Unix systems running NTP will paper over the leap second, but there is no standard that says how this should be done, so your system might do one of the following:

23:59:57       23:59:57       23:59:57
23:59:58       23:59:58       23:59:58
23:59:59       23:59:59       23:59:59
23:59:59       00:00:00       (halt for 1 sec)
00:00:00       00:00:00       00:00:00
00:00:01       00:00:01       00:00:00

Or it might do something entirely different. Some systems have resorted to slowing down the clock by 1/3600th for the last hour before the leap second, hoping that nobody notices that seconds suddenly are 277 too microseconds long.

That's in theory.
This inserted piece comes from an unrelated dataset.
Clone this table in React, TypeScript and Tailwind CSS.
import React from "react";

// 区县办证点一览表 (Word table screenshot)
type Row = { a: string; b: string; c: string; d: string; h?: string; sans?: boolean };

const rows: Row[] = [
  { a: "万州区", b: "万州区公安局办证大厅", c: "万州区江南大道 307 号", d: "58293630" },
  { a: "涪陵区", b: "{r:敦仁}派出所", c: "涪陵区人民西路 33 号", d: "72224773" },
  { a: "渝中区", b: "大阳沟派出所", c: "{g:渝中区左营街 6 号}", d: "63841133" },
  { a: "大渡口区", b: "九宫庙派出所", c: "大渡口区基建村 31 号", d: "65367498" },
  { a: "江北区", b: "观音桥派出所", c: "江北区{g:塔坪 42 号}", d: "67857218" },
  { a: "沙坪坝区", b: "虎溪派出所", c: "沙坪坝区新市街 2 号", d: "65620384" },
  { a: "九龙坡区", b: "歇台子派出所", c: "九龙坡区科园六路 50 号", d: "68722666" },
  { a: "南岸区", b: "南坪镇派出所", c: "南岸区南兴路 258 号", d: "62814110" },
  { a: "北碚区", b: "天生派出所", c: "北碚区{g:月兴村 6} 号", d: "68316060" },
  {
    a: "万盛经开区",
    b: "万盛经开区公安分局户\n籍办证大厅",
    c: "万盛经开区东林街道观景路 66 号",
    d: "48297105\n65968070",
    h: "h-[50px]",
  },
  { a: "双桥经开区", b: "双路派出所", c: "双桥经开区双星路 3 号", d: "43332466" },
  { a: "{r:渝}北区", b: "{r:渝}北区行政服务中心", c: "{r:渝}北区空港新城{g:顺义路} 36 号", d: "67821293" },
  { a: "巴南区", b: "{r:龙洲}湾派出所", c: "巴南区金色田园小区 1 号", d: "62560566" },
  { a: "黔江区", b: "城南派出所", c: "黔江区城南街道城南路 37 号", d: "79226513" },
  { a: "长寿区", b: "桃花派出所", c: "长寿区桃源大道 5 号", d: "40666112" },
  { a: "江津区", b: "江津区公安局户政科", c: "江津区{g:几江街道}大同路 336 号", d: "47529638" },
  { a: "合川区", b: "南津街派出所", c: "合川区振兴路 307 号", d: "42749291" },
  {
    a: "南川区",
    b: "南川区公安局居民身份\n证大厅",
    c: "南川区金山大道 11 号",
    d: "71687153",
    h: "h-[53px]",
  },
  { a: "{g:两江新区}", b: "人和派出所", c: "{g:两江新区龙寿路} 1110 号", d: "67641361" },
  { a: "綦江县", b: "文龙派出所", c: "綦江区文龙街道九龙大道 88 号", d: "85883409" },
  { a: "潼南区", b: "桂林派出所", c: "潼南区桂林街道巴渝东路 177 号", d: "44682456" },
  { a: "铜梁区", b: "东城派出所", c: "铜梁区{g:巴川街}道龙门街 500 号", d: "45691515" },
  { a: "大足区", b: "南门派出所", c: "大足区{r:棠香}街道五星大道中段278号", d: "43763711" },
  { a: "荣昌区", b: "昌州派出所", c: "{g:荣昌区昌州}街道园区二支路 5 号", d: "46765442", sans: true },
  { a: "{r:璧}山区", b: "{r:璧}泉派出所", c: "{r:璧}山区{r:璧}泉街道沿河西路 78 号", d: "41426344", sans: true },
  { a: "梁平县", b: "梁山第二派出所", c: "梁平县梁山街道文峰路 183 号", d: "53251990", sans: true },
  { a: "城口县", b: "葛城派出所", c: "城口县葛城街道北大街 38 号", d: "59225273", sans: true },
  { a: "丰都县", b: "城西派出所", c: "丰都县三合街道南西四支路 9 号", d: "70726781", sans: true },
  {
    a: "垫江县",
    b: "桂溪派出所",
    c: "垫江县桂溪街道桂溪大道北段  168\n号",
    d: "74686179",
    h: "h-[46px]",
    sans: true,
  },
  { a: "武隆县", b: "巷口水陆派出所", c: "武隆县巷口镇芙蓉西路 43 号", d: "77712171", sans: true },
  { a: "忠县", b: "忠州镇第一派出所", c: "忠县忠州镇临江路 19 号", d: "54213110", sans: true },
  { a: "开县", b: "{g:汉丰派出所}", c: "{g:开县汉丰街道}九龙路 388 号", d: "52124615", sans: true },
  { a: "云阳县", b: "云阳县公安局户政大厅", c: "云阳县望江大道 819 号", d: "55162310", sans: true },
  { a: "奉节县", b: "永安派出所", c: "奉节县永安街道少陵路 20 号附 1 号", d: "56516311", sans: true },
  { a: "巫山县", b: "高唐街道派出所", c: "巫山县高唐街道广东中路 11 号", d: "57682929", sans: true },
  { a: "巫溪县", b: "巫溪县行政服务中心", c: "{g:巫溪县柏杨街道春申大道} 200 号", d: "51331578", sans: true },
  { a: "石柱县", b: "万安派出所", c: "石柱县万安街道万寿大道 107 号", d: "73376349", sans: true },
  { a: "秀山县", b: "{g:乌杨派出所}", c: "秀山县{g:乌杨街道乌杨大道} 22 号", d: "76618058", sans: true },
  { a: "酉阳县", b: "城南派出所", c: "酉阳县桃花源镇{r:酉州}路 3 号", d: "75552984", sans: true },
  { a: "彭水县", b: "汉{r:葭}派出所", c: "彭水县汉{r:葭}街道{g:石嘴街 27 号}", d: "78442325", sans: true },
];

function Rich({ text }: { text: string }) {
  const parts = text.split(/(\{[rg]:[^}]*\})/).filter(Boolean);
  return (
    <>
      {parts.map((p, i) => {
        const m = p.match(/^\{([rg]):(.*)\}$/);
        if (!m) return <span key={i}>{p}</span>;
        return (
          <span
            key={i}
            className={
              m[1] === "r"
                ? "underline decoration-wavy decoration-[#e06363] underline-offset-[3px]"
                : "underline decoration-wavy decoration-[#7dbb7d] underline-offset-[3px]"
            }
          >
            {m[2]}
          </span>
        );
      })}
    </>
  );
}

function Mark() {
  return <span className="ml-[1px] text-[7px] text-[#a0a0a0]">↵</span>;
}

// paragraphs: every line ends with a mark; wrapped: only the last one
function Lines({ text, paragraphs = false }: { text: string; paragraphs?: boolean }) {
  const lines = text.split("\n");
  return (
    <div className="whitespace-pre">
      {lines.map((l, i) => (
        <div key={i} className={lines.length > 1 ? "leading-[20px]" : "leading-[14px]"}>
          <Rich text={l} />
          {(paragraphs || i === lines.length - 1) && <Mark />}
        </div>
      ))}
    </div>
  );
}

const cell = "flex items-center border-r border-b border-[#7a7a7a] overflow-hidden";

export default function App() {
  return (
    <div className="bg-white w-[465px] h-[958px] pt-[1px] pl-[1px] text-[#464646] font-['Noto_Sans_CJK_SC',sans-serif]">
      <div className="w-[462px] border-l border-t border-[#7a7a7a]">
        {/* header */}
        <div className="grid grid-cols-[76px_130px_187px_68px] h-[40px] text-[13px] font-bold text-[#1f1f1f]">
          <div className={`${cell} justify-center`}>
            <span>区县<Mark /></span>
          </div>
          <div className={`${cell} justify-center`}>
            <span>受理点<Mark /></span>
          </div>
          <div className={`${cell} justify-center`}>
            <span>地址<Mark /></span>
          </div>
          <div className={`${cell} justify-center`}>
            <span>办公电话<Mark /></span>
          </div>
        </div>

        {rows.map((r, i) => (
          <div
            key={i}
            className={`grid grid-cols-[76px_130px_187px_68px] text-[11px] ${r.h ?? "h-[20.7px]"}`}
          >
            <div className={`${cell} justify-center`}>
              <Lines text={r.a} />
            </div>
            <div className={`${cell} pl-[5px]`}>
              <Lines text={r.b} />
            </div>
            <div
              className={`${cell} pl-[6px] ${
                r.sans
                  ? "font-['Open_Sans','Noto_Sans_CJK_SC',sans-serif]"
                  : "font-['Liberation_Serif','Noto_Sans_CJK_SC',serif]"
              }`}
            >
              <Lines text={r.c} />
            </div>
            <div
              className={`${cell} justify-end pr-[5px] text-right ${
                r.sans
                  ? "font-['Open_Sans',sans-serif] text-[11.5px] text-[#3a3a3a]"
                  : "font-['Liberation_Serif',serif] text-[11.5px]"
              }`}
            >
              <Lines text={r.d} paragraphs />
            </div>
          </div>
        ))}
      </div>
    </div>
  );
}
In practice it depends on the systems getting notice of the leap second and handling it as intended. In this context systems are also the NTP servers from which the rest of the computers get their time: at the 2008 leap second, more than one in seven of the public NTP pool servers got it wrong.

The effort to "fix" leap seconds

By early 2005, when the first leap second in seven years finally began to look likely, some people started to worry about a "Y2K-lite" event. Some bright person inside the U.S. military-industrial complex thought, "Wait a minute, why do we need leap seconds in the first place?" and proposed to the ITU-R (International Telecommunication Union, Radiocommunication Sector) that they be abolished, preferably before December 2005.

Nice try, but one should never underestimate the paper tiger in a UN organization.

The December 2005 leap second came, Armageddon did not, but it was painfully obvious to everybody who paid attention that there were massive amounts of software that needed fixing, before leap seconds would not cause trouble. Even the HBG time signal from the Swiss time reference system did it wrong.

Another leap second occurred in December 2008, and the situation had not changed in any measurable way, but at least the Swiss got it right this time.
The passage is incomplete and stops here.